[START]

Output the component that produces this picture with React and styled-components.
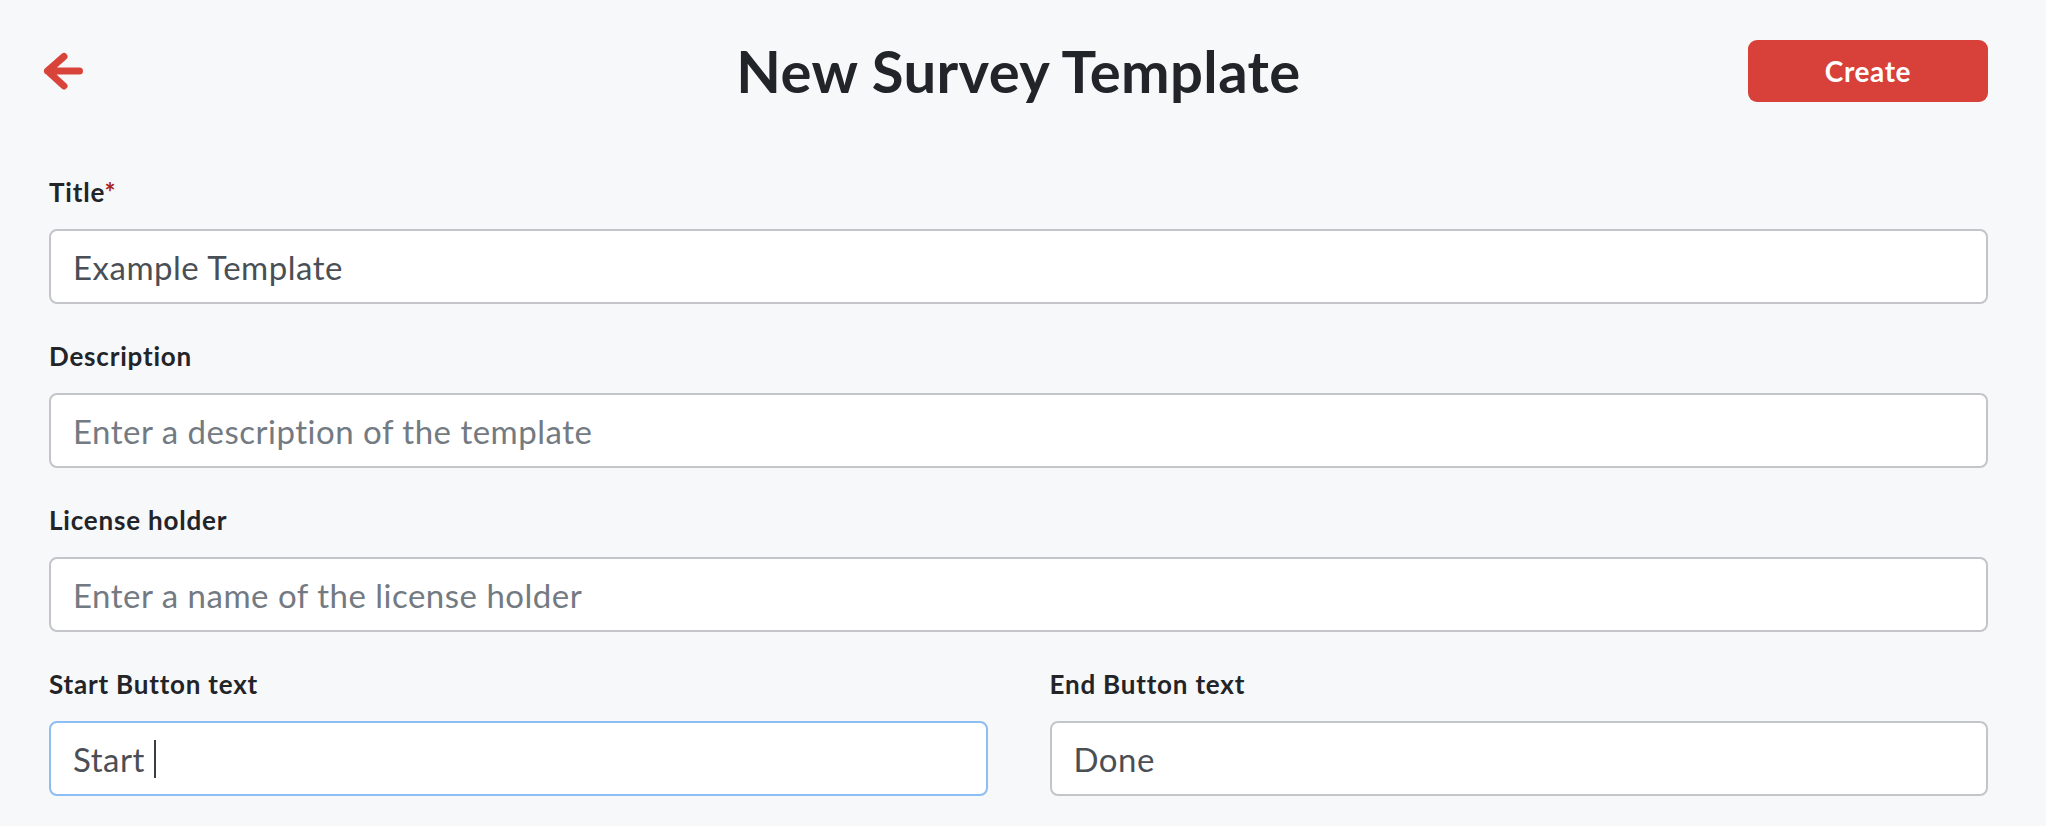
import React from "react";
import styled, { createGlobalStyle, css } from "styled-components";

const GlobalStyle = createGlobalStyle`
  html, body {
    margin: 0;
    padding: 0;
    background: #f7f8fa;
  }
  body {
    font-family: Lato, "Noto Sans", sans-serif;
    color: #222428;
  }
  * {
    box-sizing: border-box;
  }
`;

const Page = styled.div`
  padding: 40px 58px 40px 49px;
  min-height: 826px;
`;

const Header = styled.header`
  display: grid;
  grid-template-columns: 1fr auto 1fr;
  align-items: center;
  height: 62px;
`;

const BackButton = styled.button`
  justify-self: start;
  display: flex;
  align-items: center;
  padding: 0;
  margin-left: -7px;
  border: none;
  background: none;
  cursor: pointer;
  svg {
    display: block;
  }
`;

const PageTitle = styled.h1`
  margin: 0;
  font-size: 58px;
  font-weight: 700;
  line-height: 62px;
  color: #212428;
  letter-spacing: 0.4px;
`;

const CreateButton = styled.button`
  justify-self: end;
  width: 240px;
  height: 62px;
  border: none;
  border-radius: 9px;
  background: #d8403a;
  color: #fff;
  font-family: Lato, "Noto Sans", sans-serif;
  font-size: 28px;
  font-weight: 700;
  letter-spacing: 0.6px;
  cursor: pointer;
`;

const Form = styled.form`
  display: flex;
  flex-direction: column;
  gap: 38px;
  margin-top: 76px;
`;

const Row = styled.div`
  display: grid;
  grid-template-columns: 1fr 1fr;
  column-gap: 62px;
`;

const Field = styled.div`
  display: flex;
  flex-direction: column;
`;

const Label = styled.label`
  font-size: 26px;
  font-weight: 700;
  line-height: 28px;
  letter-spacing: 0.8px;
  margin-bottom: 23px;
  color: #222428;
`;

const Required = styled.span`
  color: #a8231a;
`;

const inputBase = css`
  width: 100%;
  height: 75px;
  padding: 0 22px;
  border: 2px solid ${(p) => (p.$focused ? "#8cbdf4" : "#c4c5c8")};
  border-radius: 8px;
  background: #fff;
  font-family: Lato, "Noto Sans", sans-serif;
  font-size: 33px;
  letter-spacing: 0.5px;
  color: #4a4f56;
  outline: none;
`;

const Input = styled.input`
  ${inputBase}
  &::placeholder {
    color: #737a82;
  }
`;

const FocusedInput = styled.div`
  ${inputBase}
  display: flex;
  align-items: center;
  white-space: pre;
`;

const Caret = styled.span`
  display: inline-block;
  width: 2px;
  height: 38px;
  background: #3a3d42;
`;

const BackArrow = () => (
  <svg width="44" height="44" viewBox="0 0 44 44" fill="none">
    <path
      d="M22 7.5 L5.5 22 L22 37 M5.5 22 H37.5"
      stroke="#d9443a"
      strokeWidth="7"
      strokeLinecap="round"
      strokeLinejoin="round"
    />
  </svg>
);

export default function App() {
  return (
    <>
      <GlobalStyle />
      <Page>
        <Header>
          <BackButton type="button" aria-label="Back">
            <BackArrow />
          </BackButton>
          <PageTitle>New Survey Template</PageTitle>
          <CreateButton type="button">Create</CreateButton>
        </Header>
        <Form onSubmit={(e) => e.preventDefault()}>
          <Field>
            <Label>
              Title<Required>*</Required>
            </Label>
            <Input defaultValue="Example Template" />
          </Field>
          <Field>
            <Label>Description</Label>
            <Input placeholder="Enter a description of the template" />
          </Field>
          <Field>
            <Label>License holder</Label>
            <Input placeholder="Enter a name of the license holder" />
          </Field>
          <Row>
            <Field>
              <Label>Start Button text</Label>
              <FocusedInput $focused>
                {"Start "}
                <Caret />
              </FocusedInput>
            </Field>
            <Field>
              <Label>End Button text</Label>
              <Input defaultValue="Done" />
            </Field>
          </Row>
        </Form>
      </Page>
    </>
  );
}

[END]

Without the pictures, write out all of the material exactly.

> [Task response]:
Output the component that produces this picture with React and styled-components.
import React from "react";
import styled, { createGlobalStyle, css } from "styled-components";

const GlobalStyle = createGlobalStyle`
  html, body {
    margin: 0;
    padding: 0;
    background: #f7f8fa;
  }
  body {
    font-family: Lato, "Noto Sans", sans-serif;
    color: #222428;
  }
  * {
    box-sizing: border-box;
  }
`;

const Page = styled.div`
  padding: 40px 58px 40px 49px;
  min-height: 826px;
`;

const Header = styled.header`
  display: grid;
  grid-template-columns: 1fr auto 1fr;
  align-items: center;
  height: 62px;
`;

const BackButton = styled.button`
  justify-self: start;
  display: flex;
  align-items: center;
  padding: 0;
  margin-left: -7px;
  border: none;
  background: none;
  cursor: pointer;
  svg {
    display: block;
  }
`;

const PageTitle = styled.h1`
  margin: 0;
  font-size: 58px;
  font-weight: 700;
  line-height: 62px;
  color: #212428;
  letter-spacing: 0.4px;
`;

const CreateButton = styled.button`
  justify-self: end;
  width: 240px;
  height: 62px;
  border: none;
  border-radius: 9px;
  background: #d8403a;
  color: #fff;
  font-family: Lato, "Noto Sans", sans-serif;
  font-size: 28px;
  font-weight: 700;
  letter-spacing: 0.6px;
  cursor: pointer;
`;

const Form = styled.form`
  display: flex;
  flex-direction: column;
  gap: 38px;
  margin-top: 76px;
`;

const Row = styled.div`
  display: grid;
  grid-template-columns: 1fr 1fr;
  column-gap: 62px;
`;

const Field = styled.div`
  display: flex;
  flex-direction: column;
`;

const Label = styled.label`
  font-size: 26px;
  font-weight: 700;
  line-height: 28px;
  letter-spacing: 0.8px;
  margin-bottom: 23px;
  color: #222428;
`;

const Required = styled.span`
  color: #a8231a;
`;

const inputBase = css`
  width: 100%;
  height: 75px;
  padding: 0 22px;
  border: 2px solid ${(p) => (p.$focused ? "#8cbdf4" : "#c4c5c8")};
  border-radius: 8px;
  background: #fff;
  font-family: Lato, "Noto Sans", sans-serif;
  font-size: 33px;
  letter-spacing: 0.5px;
  color: #4a4f56;
  outline: none;
`;

const Input = styled.input`
  ${inputBase}
  &::placeholder {
    color: #737a82;
  }
`;

const FocusedInput = styled.div`
  ${inputBase}
  display: flex;
  align-items: center;
  white-space: pre;
`;

const Caret = styled.span`
  display: inline-block;
  width: 2px;
  height: 38px;
  background: #3a3d42;
`;

const BackArrow = () => (
  <svg width="44" height="44" viewBox="0 0 44 44" fill="none">
    <path
      d="M22 7.5 L5.5 22 L22 37 M5.5 22 H37.5"
      stroke="#d9443a"
      strokeWidth="7"
      strokeLinecap="round"
      strokeLinejoin="round"
    />
  </svg>
);

export default function App() {
  return (
    <>
      <GlobalStyle />
      <Page>
        <Header>
          <BackButton type="button" aria-label="Back">
            <BackArrow />
          </BackButton>
          <PageTitle>New Survey Template</PageTitle>
          <CreateButton type="button">Create</CreateButton>
        </Header>
        <Form onSubmit={(e) => e.preventDefault()}>
          <Field>
            <Label>
              Title<Required>*</Required>
            </Label>
            <Input defaultValue="Example Template" />
          </Field>
          <Field>
            <Label>Description</Label>
            <Input placeholder="Enter a description of the template" />
          </Field>
          <Field>
            <Label>License holder</Label>
            <Input placeholder="Enter a name of the license holder" />
          </Field>
          <Row>
            <Field>
              <Label>Start Button text</Label>
              <FocusedInput $focused>
                {"Start "}
                <Caret />
              </FocusedInput>
            </Field>
            <Field>
              <Label>End Button text</Label>
              <Input defaultValue="Done" />
            </Field>
          </Row>
        </Form>
      </Page>
    </>
  );
}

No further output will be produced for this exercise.